This may seem like a strange topic for a Tightwad Tuesday blog. But I'm in the thick of pediatric dental heck, and our tab just keeps getting bigger and bigger. I've learned a lot in the last couple of years, and I would like to share what I've learned with you. Avoiding cavities will make everyone happier, healthier, and just a little bit wealthier! Seriously, the money is so minor compared to all the other benefits of good oral care, but it does make a difference, so it is definitely an appropriate Tightwad Tuesday topic!
Teeth Brushing: This is so important! And it has been my biggest problem from day one. You need to start brushing their teeth the moment they get their first tooth or when their diet includes foods other than breastmilk, whichever comes later. There is much evidence showing that breastmilk does not cause cavities. However, breastmilk + food on the teeth does = cavities. So what you can do is ensure there is no residue of food on the teeth when your child will be nursing, especially if your child is accustomed to nursing to sleep.

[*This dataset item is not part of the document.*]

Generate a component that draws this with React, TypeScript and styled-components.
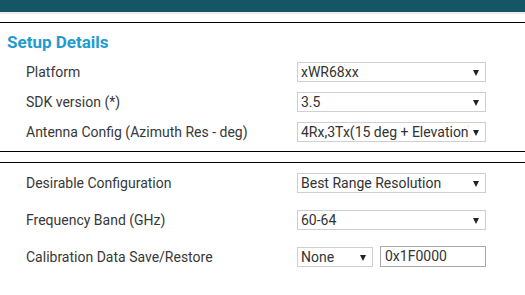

Brushing your child's teeth can be very difficult. I struggled with this for a long time. Until my sister taught me the best way to brush a child's teeth. I had been doing it wrong for so long! I learned a little too late for Lacy and Rose (they both have pretty bad damage), but with my next baby I will for sure be brushing her teeth well as soon as she needs it! This tooth brushing method is not for the young babies so much as it is for the toddlers. What you do is you pin their arms down under your legs. Your thighs help to keep the head from turning. You may have some leg flailing going on that you'll have to take care of-- use either your legs to pin their legs down or your free hand. There will be a lot of screaming-- even at almost 2.5, Rose still screams, though she willingly gets into the tooth brush position every single night. Occasionally she will allow us to brush her teeth without pinning her down. I try it that way first every time, but if she won't cooperate we go with the tried and true pinning method. I know it sounds cruel and a bit anti-AP to some people, but there are a few things that I personally put my foot down on, and having clean teeth is one of them. It is much, much worse to go through many of the experiences we have gone through correcting the dental problems than to pin your child down for 1 minute to brush teeth several times a day. I have blogged several times about our dental woes.

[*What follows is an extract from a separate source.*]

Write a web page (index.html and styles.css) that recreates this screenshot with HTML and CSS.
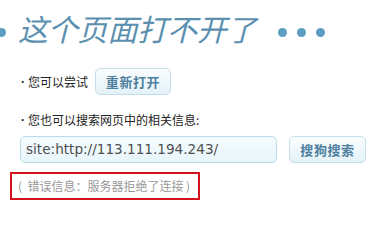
FILE: index.html
```html
<!DOCTYPE html>
<html lang="zh-CN">
<head>
<meta charset="utf-8">
<link rel="stylesheet" href="styles.css">
</head>
<body>
<div class="page">
  <div class="header">
    <span class="dot dot-lead"></span>
    <h1 class="title">这个页面打不开了</h1>
    <div class="dots"><span class="dot"></span><span class="dot"></span><span class="dot"></span></div>
  </div>
  <div class="row row-retry">
    <span class="tip"><span class="bullet">·</span>您可以尝试</span>
    <span class="btn btn-retry">重新打开</span>
  </div>
  <div class="row row-search-tip">
    <span class="tip"><span class="bullet">·</span>您也可以搜索网页中的相关信息:</span>
  </div>
  <div class="search">
    <div class="input">site:http://113.111.194.243/</div>
    <span class="btn btn-search">搜狗搜索</span>
  </div>
  <div class="error">(&nbsp;&nbsp;错误信息：服务器拒绝了连接&nbsp;)</div>
</div>
</body>
</html>
```
FILE: styles.css
```css
html, body {
  margin: 0;
  padding: 0;
  background: #ffffff;
}
.page {
  width: 380px;
  height: 209px;
  overflow: hidden;
  font-family: "Noto Sans CJK SC", "Noto Sans", sans-serif;
  color: #222;
}
.header {
  display: flex;
  align-items: center;
  height: 32px;
  margin-top: 12px;
}
.dot {
  display: block;
  width: 9px;
  height: 9px;
  border-radius: 50%;
  background: #5b9ec2;
}
.dot-lead {
  margin-left: -3px;
  margin-top: 9px;
}
.title {
  margin: 0 0 0 12px;
  font-size: 30px;
  line-height: 32px;
  font-weight: 400;
  font-style: italic;
  color: #5b90b0;
  letter-spacing: -0.2px;
}
.dots {
  display: flex;
  gap: 10px;
  margin-left: 22px;
  margin-top: 9px;
}
.row {
  display: flex;
  align-items: center;
  padding-left: 18px;
  font-size: 12px;
  color: #222;
}
.row-retry {
  margin-top: 24px;
  height: 27px;
  gap: 7px;
}
.row-search-tip {
  margin-top: 17px;
  height: 16px;
}
.tip {
  display: flex;
  align-items: center;
  line-height: 16px;
}
.bullet {
  display: inline-block;
  width: 10px;
  text-align: center;
  font-family: "Liberation Sans", sans-serif;
  font-weight: 700;
}
.btn {
  display: flex;
  align-items: center;
  justify-content: center;
  box-sizing: border-box;
  height: 27px;
  border: 1px solid #c3dfea;
  border-radius: 5px;
  background: linear-gradient(#fbfdfe, #e3f2f8);
  font-size: 13px;
  font-weight: 700;
  color: #4d7f9e;
  letter-spacing: 0.6px;
}
.btn-retry {
  width: 76px;
}
.search {
  display: flex;
  gap: 12px;
  padding-left: 20px;
  margin-top: 8px;
}
.input {
  box-sizing: border-box;
  width: 257px;
  height: 27px;
  border: 1px solid #bcdbe8;
  border-radius: 5px;
  background: linear-gradient(#f4fbfd, #e8f6fb);
  padding-left: 5px;
  font-family: "DejaVu Sans", sans-serif;
  font-size: 13.6px;
  line-height: 25px;
  color: #505050;
}
.btn-search {
  width: 77px;
}
.error {
  box-sizing: border-box;
  width: 190px;
  height: 28px;
  margin: 9px 0 0 10px;
  border: 2px solid #d4121c;
  padding-left: 6px;
  font-size: 12px;
  line-height: 24px;
  color: #999;
  white-space: nowrap;
}
```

My kids already went to bed, so I had to have Dave take a picture of me demonstrating the toothbrush hold on Lacy's bear, Cinnamon, for this blog.

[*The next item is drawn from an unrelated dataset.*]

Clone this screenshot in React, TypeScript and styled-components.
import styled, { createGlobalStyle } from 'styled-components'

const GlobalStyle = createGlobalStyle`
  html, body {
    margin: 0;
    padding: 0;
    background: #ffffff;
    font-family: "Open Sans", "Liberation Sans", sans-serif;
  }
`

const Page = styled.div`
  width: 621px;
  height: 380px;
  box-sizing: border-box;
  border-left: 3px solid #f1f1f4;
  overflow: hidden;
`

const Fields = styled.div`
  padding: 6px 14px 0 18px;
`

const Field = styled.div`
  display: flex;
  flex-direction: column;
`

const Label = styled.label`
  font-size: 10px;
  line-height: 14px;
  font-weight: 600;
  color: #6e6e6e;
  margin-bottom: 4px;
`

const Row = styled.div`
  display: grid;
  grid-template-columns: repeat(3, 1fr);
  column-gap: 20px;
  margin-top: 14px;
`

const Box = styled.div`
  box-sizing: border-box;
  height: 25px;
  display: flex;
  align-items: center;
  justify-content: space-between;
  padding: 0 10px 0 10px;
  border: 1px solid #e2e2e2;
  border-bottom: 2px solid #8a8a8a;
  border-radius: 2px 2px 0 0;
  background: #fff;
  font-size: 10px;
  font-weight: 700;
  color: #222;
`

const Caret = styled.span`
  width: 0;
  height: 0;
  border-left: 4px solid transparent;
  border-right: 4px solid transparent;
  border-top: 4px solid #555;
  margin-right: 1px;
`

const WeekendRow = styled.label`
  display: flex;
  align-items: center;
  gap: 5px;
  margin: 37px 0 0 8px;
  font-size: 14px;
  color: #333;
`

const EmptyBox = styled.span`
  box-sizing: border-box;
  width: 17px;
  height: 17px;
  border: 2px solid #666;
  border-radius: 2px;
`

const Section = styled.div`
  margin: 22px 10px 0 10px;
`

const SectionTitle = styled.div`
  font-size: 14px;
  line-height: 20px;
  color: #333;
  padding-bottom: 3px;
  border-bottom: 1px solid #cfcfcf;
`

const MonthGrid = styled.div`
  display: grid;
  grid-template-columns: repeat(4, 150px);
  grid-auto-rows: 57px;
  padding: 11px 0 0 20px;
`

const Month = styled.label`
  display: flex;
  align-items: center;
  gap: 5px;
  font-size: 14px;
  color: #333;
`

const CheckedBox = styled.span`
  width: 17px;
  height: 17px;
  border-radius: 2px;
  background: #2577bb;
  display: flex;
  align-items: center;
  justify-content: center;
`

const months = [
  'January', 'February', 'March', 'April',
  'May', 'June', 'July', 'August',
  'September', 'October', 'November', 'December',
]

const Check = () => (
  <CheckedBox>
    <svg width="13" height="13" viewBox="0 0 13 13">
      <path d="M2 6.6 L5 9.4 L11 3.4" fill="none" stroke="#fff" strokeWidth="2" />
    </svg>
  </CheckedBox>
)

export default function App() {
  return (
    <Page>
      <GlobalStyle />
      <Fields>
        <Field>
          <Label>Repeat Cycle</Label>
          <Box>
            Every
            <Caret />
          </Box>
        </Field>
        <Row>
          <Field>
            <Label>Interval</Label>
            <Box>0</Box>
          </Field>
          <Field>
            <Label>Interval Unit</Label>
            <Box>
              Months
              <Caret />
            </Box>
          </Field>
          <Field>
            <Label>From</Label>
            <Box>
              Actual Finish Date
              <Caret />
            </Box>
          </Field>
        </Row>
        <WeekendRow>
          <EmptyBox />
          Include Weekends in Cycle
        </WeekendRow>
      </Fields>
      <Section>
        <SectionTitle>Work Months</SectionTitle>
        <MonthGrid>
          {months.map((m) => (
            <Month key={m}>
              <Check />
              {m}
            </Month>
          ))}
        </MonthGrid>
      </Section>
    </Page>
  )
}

See how Cinnamon's arms aren't visible? They are secured under my legs. If I have to, I can maneuver my knees and calves around to keep flailing legs from becoming a problem-- Rose has escaped more than once using the strength of her legs to maneuver out of my hold. My soft, coushiny thighs cradle Cinnamon's head so I can easily brush his teeth. This is not at all painful for the child, but it is essential for healthy teeth to get them brushed at least 2-3 times a day. Brushing teeth may not be the answer for everyone's dental issues, but it certainly is the best defense. You don't really even need to use tooth paste-- our dentist friend from church told us about how he once brushed his teeth with Mountain Dew. Hmmm. Okay.
Some people are so lucky to have good genes and even constant junk food with zero oral health care results in perfect teeth, but we have bad genetics on our side, so even our careful diets resulted in massive tooth decay. And tooth decay is costly. We have excellent dental insurance, but it doesn't cover the cost of the drug cocktail that Lacy receives before her dental appointment-- that runs us $80 a pop. Rose's teeth were much more expensive: $200 out of pocket expenses for the surgery center, $80 for the anesthesiologist, plus additional costs for what our insurance didn't cover. I still owe the dental office about $200 and will be paying another $80 tomorrow.
Aaaand on to tomorrow: I already mentioned that we will need to pay the dental office $80 for Lacy's happy drink cocktail (Evil Dental actually worked on Rose's teeth without any medication, but this dental office is so much better and would never consider doing something so horrible-- I was so scared for Rose's oral health that I actually allowed them to do that. Bad mom!). She is getting a crown on one of her front teeth. She previously had a filling, but in her eagerness to lose a tooth, she popped that filling right off the tooth. Her permanent tooth will not come in until she is about 8, so the best bet is to crown it if at all possible. It also appears that she has a few minor cavities that need to be repaired, so the dentist will repair those at the same time. He will also polish up the yellowing from the fillings on her front teeth so her pearly whites will actually be white again. Our insurance covers nearly 100% on all these things, so very few out of pocket expenses. But very few does not mean zero, which should be everyone's aim. Not only will proper oral care minimize the cost for you, but it will also improve overall health.
Oral care is very important for children and adults alike. Don't neglect your own teeth! Brush your teeth after meals and floss once daily. Eat less sugar and lots of fruits and vegetables. Take care of your teeth and you'll have them a long, long time.